Saudi-origin Qatari national and royal

Nawwaf bin Talal Al Rashid (نواف بن طلال الرشيد; born 8 October 1989) is a dual Saudi-Qatari national, poet and a member of the Al Rashid family. He was arrested in Kuwait on 12 May 2018 and extradited to Saudi Arabia. He was detained there until 1 April 2019 when he was released.

==Biography==
His father is Talal bin Abdulaziz who was a poet and grandson of Saud bin Abdulaziz Al Rashid a ruler of Ha'il at the beginning of the 20th century. Talal bin Abdulaziz died in Algeria in 2003 when he was on a camping trip. During the incident Nawwaf was with his father. His mother is a Qatari, and following the death of his father Nawwaf settled in Doha, Qatar, and gained Qatari nationality. He is a distant cousin of Madawi Al Rashid, a British scholar.

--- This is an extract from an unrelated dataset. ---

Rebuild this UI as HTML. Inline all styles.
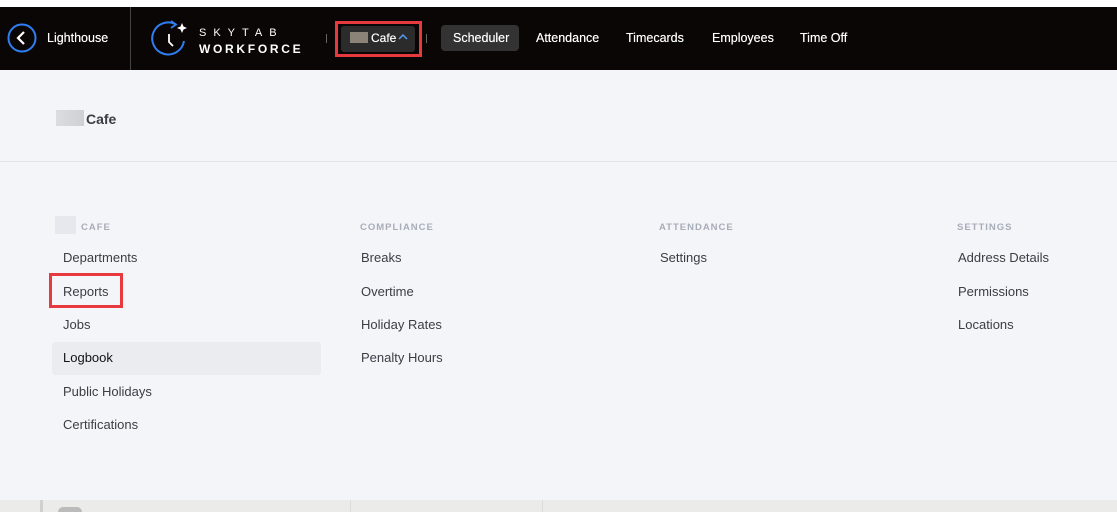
<!DOCTYPE html>
<html><head><style>
html,body{margin:0;width:1117px;height:512px;overflow:hidden}
body{background:#f4f5f9;font-family:"Liberation Sans",sans-serif;position:relative}
.a{position:absolute;white-space:nowrap}
.nav{position:absolute;left:0;top:7px;width:1117px;height:63px;background:#0b0606}
.nt{color:#fff;font-size:12.5px;text-shadow:0 0 0.4px #fff}
.h{color:#a7adb8;font-size:9.5px;font-weight:bold;letter-spacing:1px}
.i{color:#3a3d44;font-size:13px}
</style></head><body>
<div class="a" style="left:0;top:0;width:1117px;height:7px;background:#fff"></div>
<div class="nav"></div>
<svg class="a" style="left:7px;top:23px" width="30" height="30"><circle cx="15" cy="15" r="13.5" fill="none" stroke="#2f7ff0" stroke-width="2"/><path d="M17 9l-6 6 6 6" fill="none" stroke="#fff" stroke-width="2.2"/></svg>
<div class="a nt" style="left:47px;top:31px">Lighthouse</div>
<div class="a" style="left:130px;top:7px;width:1px;height:63px;background:#444"></div>
<svg class="a" style="left:150px;top:18px" width="42" height="42"><path d="M26 6.5A16 16 0 1 0 34 23" fill="none" stroke="#2f7ff0" stroke-width="2"/><path d="M21 3l5 3.5-5 3.5" fill="none" stroke="#2f7ff0" stroke-width="1.8"/><path d="M19 16v8l4 4" fill="none" stroke="#fff" stroke-width="1.8"/><path d="M32 5l1.5 3.5 3.5 1.5-3.5 1.5L32 15l-1.5-3.5L27 10l3.5-1.5z" fill="#fff"/></svg>
<div class="a" style="left:199px;top:27px;color:#fff;font-size:11px;letter-spacing:7px">SKYTAB</div>
<div class="a" style="left:199px;top:42px;color:#fff;font-size:12px;font-weight:bold;letter-spacing:2.7px">WORKFORCE</div>
<div class="a" style="left:326px;top:34px;width:1px;height:9px;background:#666"></div>
<div class="a" style="left:335px;top:21px;width:87px;height:36px;border:3px solid #e8393f;box-sizing:border-box"></div>
<div class="a" style="left:341px;top:26px;width:74px;height:26px;background:#2b2b2b;border-radius:3px"></div>
<div class="a" style="left:350px;top:32px;width:18px;height:11px;background:#8b8378"></div>
<div class="a nt" style="left:371px;top:31px;font-size:12px">Cafe</div>
<svg class="a" style="left:398px;top:33px" width="10" height="8"><path d="M1 6l4-4 4 4" fill="none" stroke="#5a9cf5" stroke-width="1.5"/></svg>
<div class="a" style="left:426px;top:34px;width:1px;height:9px;background:#666"></div>
<div class="a" style="left:441px;top:25px;width:78px;height:26px;background:#333;border-radius:4px"></div>
<div class="a nt" style="left:453px;top:31px">Scheduler</div>
<div class="a nt" style="left:536px;top:31px">Attendance</div>
<div class="a nt" style="left:626px;top:31px">Timecards</div>
<div class="a nt" style="left:712px;top:31px">Employees</div>
<div class="a nt" style="left:800px;top:31px">Time Off</div>
<div class="a" style="left:56px;top:110px;width:28px;height:16px;background:linear-gradient(90deg,#dcdde1,#cfd0d4)"></div>
<div class="a" style="left:86px;top:111px;font-size:14px;font-weight:bold;color:#3a3d44">Cafe</div>
<div class="a" style="left:0;top:161px;width:1117px;height:1px;background:#e2e4e9"></div>
<div class="a" style="left:55px;top:216px;width:21px;height:18px;background:#e6e8ee"></div>
<div class="a h" style="left:81px;top:222px">CAFE</div>
<div class="a h" style="left:360px;top:222px">COMPLIANCE</div>
<div class="a h" style="left:659px;top:222px">ATTENDANCE</div>
<div class="a h" style="left:957px;top:222px">SETTINGS</div>
<div class="a" style="left:52px;top:342px;width:269px;height:33px;background:#eaecf0;border-radius:3px"></div>
<div class="a" style="left:49px;top:273px;width:74px;height:35px;border:3px solid #e8393f;box-sizing:border-box"></div>
<div class="a i" style="left:63px;top:250px">Departments</div>
<div class="a i" style="left:63px;top:284px">Reports</div>
<div class="a i" style="left:63px;top:317px">Jobs</div>
<div class="a i" style="left:63px;top:350px;color:#111">Logbook</div>
<div class="a i" style="left:63px;top:384px">Public Holidays</div>
<div class="a i" style="left:63px;top:417px">Certifications</div>
<div class="a i" style="left:361px;top:250px">Breaks</div>
<div class="a i" style="left:361px;top:284px">Overtime</div>
<div class="a i" style="left:361px;top:317px">Holiday Rates</div>
<div class="a i" style="left:361px;top:350px">Penalty Hours</div>
<div class="a i" style="left:660px;top:250px">Settings</div>
<div class="a i" style="left:958px;top:250px">Address Details</div>
<div class="a i" style="left:958px;top:284px">Permissions</div>
<div class="a i" style="left:958px;top:317px">Locations</div>
<div class="a" style="left:0;top:500px;width:1117px;height:12px;background:#ebebea"></div>
<div class="a" style="left:40px;top:500px;width:3px;height:12px;background:#d0d0d0"></div>
<div class="a" style="left:350px;top:500px;width:1px;height:12px;background:#ddd"></div>
<div class="a" style="left:542px;top:500px;width:1px;height:12px;background:#ddd"></div>
<div class="a" style="left:58px;top:507px;width:24px;height:5px;border-radius:12px 12px 0 0;background:#bbb"></div>
</body></html>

On 12 May 2018 during his visit to Kuwait Nawwaf, aged 29, was arrested there by National Security forces and deported to Saudi Arabia on the request of the Saudi authorities. Nawwaf bin Talal had been invited by Kuwaiti poet Abdelkarim Al Jabari who is a member of the Shammar tribe which the Al Rashids also part of, to join an activity organized in his honour. Human Rights Watch considered his arrest and deportation as another example of Saudi Crown Prince Mohammed bin Salman's human rights abuses. Before his deportation to Saudi Arabia Nawwaf was a student at Qatar University.

In late March 2019 Nawwaf bin Talal was released by the Saudi after ten months in arbitrary detention.